The rig mined all the popular alt coin currencies at that time from Dogcoin to Coinocoin. I also did some trading at various exchanges. After three months of mining all the fun was gone so I stopped my rig and decided to sell the hardware. But before that following happened:
I had to RMA one of the graphics card and the motherboard short circuited (no RMA). Also lost around 0.1 bitcoin in trading. Sometime later I sold my 0.42 bitcoin and stopped the crypto currency madness all together.
Nevertheless it was fun, got to learn many things about crypto currencies eg. bitcoin, blockchain, ASIC, primecoin, mintcoin, CPU only coins, and there were these crazy ideas of coin drops, also country specific coins like Auroracoin for Iceland.

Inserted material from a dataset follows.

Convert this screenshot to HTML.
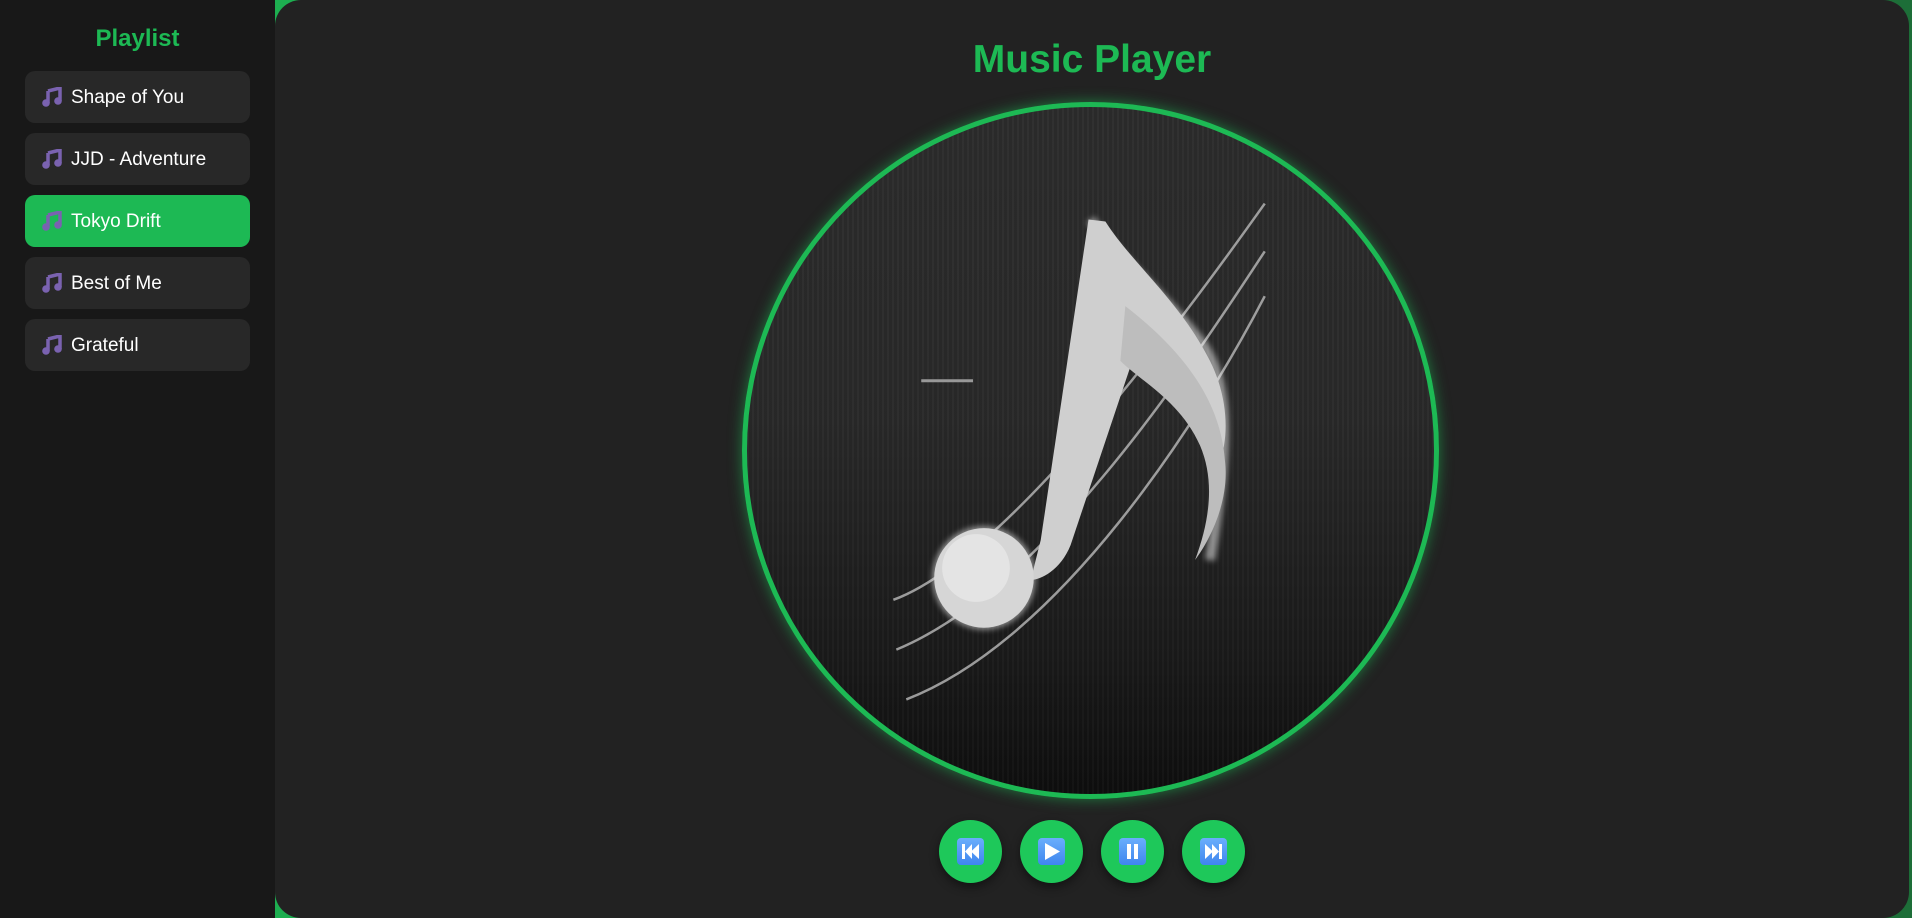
<!DOCTYPE html>
<html><head><meta charset="utf-8"><style>
*{margin:0;padding:0;box-sizing:border-box}
html,body{width:1912px;height:918px;overflow:hidden}
body{background:linear-gradient(90deg,#1db954 0%,#1d6e38 100%);font-family:"Liberation Sans",Arial,sans-serif;position:relative}
.side{position:absolute;left:0;top:0;width:275px;height:918px;background:#181818;}
.side h2{position:absolute;top:25px;left:0;width:275px;text-align:center;color:#1db954;font-size:24px;font-weight:bold}
.item{position:absolute;left:25px;width:225px;height:52px;border-radius:10px;background:#282828;color:#fff;font-size:19px;line-height:54px;padding-left:46px}
.item.act{background:#1db954}
.item svg{position:absolute;left:17px;top:16px}
.main{position:absolute;left:275px;top:0;width:1634px;height:918px;background:#222;border-radius:26px}
.title{position:absolute;left:0;width:1634px;top:38px;text-align:center;color:#1db954;font-size:39px;font-weight:bold}
.disc{position:absolute;left:467px;top:102px;width:697px;height:697px;border-radius:50%;border:5px solid #1db954;box-shadow:0 0 14px rgba(29,185,84,.6);overflow:hidden;background:repeating-linear-gradient(90deg,rgba(255,255,255,.025) 0 2px,rgba(0,0,0,.04) 2px 5px),linear-gradient(#2c2c2c 0%,#292929 45%,#1a1a1a 80%,#0e0e0e 100%)}
.btn{position:absolute;top:820px;width:63px;height:63px;border-radius:50%;background:#1ec85a;box-shadow:0 4px 10px rgba(0,0,0,.45)}
.btn .ic{position:absolute;left:18px;top:18px;width:27px;height:27px;border-radius:4px;background:linear-gradient(#6aaefc,#3f86ee)}
.btn svg{position:absolute;left:0;top:0}
</style></head><body>
<div class="side">
<h2>Playlist</h2>
<div class="item" style="top:71px"><svg width="20" height="20" viewBox="0 0 20 20"><path d="M6 4 L18 1 L18 14 M6 4 L6 16" stroke="#7a62b0" stroke-width="3.5" fill="none"/><circle cx="4" cy="16" r="3.8" fill="#7a62b0"/><circle cx="16" cy="14" r="3.8" fill="#7a62b0"/></svg>Shape of You</div>
<div class="item" style="top:133px"><svg width="20" height="20" viewBox="0 0 20 20"><path d="M6 4 L18 1 L18 14 M6 4 L6 16" stroke="#7a62b0" stroke-width="3.5" fill="none"/><circle cx="4" cy="16" r="3.8" fill="#7a62b0"/><circle cx="16" cy="14" r="3.8" fill="#7a62b0"/></svg>JJD - Adventure</div>
<div class="item act" style="top:195px"><svg width="20" height="20" viewBox="0 0 20 20"><path d="M6 4 L18 1 L18 14 M6 4 L6 16" stroke="#7a62b0" stroke-width="3.5" fill="none"/><circle cx="4" cy="16" r="3.8" fill="#7a62b0"/><circle cx="16" cy="14" r="3.8" fill="#7a62b0"/></svg>Tokyo Drift</div>
<div class="item" style="top:257px"><svg width="20" height="20" viewBox="0 0 20 20"><path d="M6 4 L18 1 L18 14 M6 4 L6 16" stroke="#7a62b0" stroke-width="3.5" fill="none"/><circle cx="4" cy="16" r="3.8" fill="#7a62b0"/><circle cx="16" cy="14" r="3.8" fill="#7a62b0"/></svg>Best of Me</div>
<div class="item" style="top:319px"><svg width="20" height="20" viewBox="0 0 20 20"><path d="M6 4 L18 1 L18 14 M6 4 L6 16" stroke="#7a62b0" stroke-width="3.5" fill="none"/><circle cx="4" cy="16" r="3.8" fill="#7a62b0"/><circle cx="16" cy="14" r="3.8" fill="#7a62b0"/></svg>Grateful</div>
</div>
<div class="main">
<div class="title">Music Player</div>
<div class="disc">
<svg width="687" height="687" viewBox="5 5 690 690" style="position:absolute;left:0;top:0">
<defs><filter id="g"><feGaussianBlur stdDeviation="3"/></filter></defs>
<g stroke="#bbb" stroke-width="2.5" fill="none" opacity=".8">
<path d="M152 500 C260 460 420 250 525 102"/>
<path d="M155 550 C300 490 440 280 525 150"/>
<path d="M165 600 C320 540 460 320 525 195"/>
</g>
<path d="M180 280 L232 280" stroke="#999" stroke-width="3"/>
<g filter="url(#g)" opacity=".5"><circle cx="243" cy="478" r="52" fill="#fff"/><path d="M350 118 C380 160 420 190 460 240 C490 280 490 340 470 460" stroke="#fff" stroke-width="10" fill="none"/></g>
<path d="M348 118 L365 120 C390 160 440 200 470 260 C490 300 488 340 480 360 C470 320 440 290 398 260 L392 260 L330 445 C320 470 300 480 290 480 L300 440 Z" fill="#cfcfcf"/>
<path d="M385 205 C430 240 480 290 485 360 C490 400 470 440 455 460 C470 420 475 380 460 345 C440 300 400 280 380 260 Z" fill="#bdbdbd"/>
<circle cx="243" cy="478" r="50" fill="#d6d6d6"/>
<circle cx="235" cy="468" r="34" fill="#e4e4e4"/>
</svg>
</div>
<div class="btn" style="left:664px"><div class="ic"></div><svg width="63" height="63"><rect x="23" y="24" width="3" height="15" fill="#fff"/><path d="M26 31.5 L33 24 V39Z M32 31.5 L40 24 V39Z" fill="#fff"/></svg></div>
<div class="btn" style="left:745px"><div class="ic"></div><svg width="63" height="63"><path d="M25 23 L40 31.5 L25 40Z" fill="#fff"/></svg></div>
<div class="btn" style="left:826px"><div class="ic"></div><svg width="63" height="63"><rect x="26" y="24" width="4" height="15" fill="#fff"/><rect x="33" y="24" width="4" height="15" fill="#fff"/></svg></div>
<div class="btn" style="left:907px"><div class="ic"></div><svg width="63" height="63"><path d="M23 24 L31 31.5 L23 39Z M30 24 L37 31.5 L30 39Z" fill="#fff"/><rect x="37" y="24" width="3" height="15" fill="#fff"/></svg></div>
</div>
</body></html>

There were some other small projects here and there:
  • Crowl (2009- ): The web crawler which powered 9am, still working on it, its much more powerful now.
  • NiceText (2012-): This is a very small library I wrote to extract the text from a webpage. Other libs boilerpipe and readability port did not work that well on many pages. This is a part of crowl project. I wrote a post about it and here is the github link.
  • jaLSA (2014-): A lib I wrote to do Latent Semantic Analysis. It was needed for a project I was working on in my previous company.
  • velocityplus (2011): An eclipse plugin for Apache velocity templating engine. Worked on it when I was working in my first company. It is unfinished, got really bored while developing it.
  • Fing.in (2012): A Bollywood news portal, it was supposed to be a sub project of mozvo.com. Finished it locally but did not publish it anywhere.
  • Paltan.org (2008): I briefly worked on creating a social networking website for my college group, it was based on Wordpress based Buddypress. But the Buddypress itself was in beta development and lacked many obvious features. It was all PHP, lost my interest very soon, did not go anywhere, shut it down after sometime.
  • letsj.com (2012): An aggregator for Java related articles. Intention was to use Lucene as a database as well as indexing engine, got into many issues, abandoned.